Se recordará que no fue brillante la producción del equipo de fútbol en el partido decisivo, pero se entenderá el cansancio de estos chicos y la presión adicional que significaba sentirse a sólo un paso de terminar con 52 años sin medallas de oro. Sabían ellos que si caían ante Paraguay se iba a decir que perdieron la medalla de oro y nunca que ganaron la de plata; sabían que tenían que liquidar cuentas ajenas, y tal vez por todo eso no lucieron en el último encuentro como en los partidos anteriores. Pero nada de eso podrá desdibujar ni aquello de los 17 goles a favor y ninguno en contra, y sobre todo las grandes actuaciones individuales y el comportamiento ejemplar frente a quienes los querían superar con cualquier arma.
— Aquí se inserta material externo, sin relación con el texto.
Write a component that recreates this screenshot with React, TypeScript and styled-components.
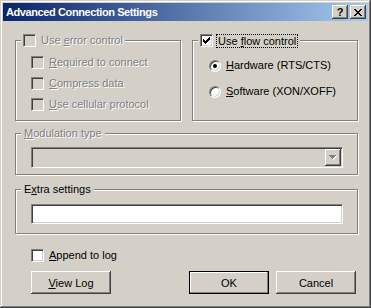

Se recordará que también estaban presionados los del básquetbol, aunque, para ellos sí, la medalla de plata hubiera sido un premio sensacional después de haber dejado fuera de carrera a Estados Unidos bajo el influjo de la clase de Ginóbili y el aporte colectivo que hizo recordar al queridísimo Susvín, el valeroso general de otra canción patria, famoso rompedor de hegemonías.
Fue distinto lo del fútbol y lo del básquetbol, aunque el primer punto en común es que se trata, no habrá que olvidarlo, de los dos deportes de conjunto más populares del país y del mundo. Y en ambos, Argentina –cuando uno lo escribe parece no terminar de creerlo– fue campeón. La modestia, la inteligencia, la contracción al trabajo y el perfil bajo de Rubén Magnano y el injustamente denostado Marcelo Bielsa son puntos que también conectan a ambos equipos conformados por algunos jugadores que tienen status de súper-estrellas y una profunda vocación amateur.
“De los nuevos campeones los rostros, Marte mismo parece animar, la grandeza se anida en sus pechos”, dice una de las estrofas menos conocidas del Himno, mucho menos famosa que aquélla de los laureles eternos que Vicente López nos legó y que trasladada al deporte coronó un día inolvidable.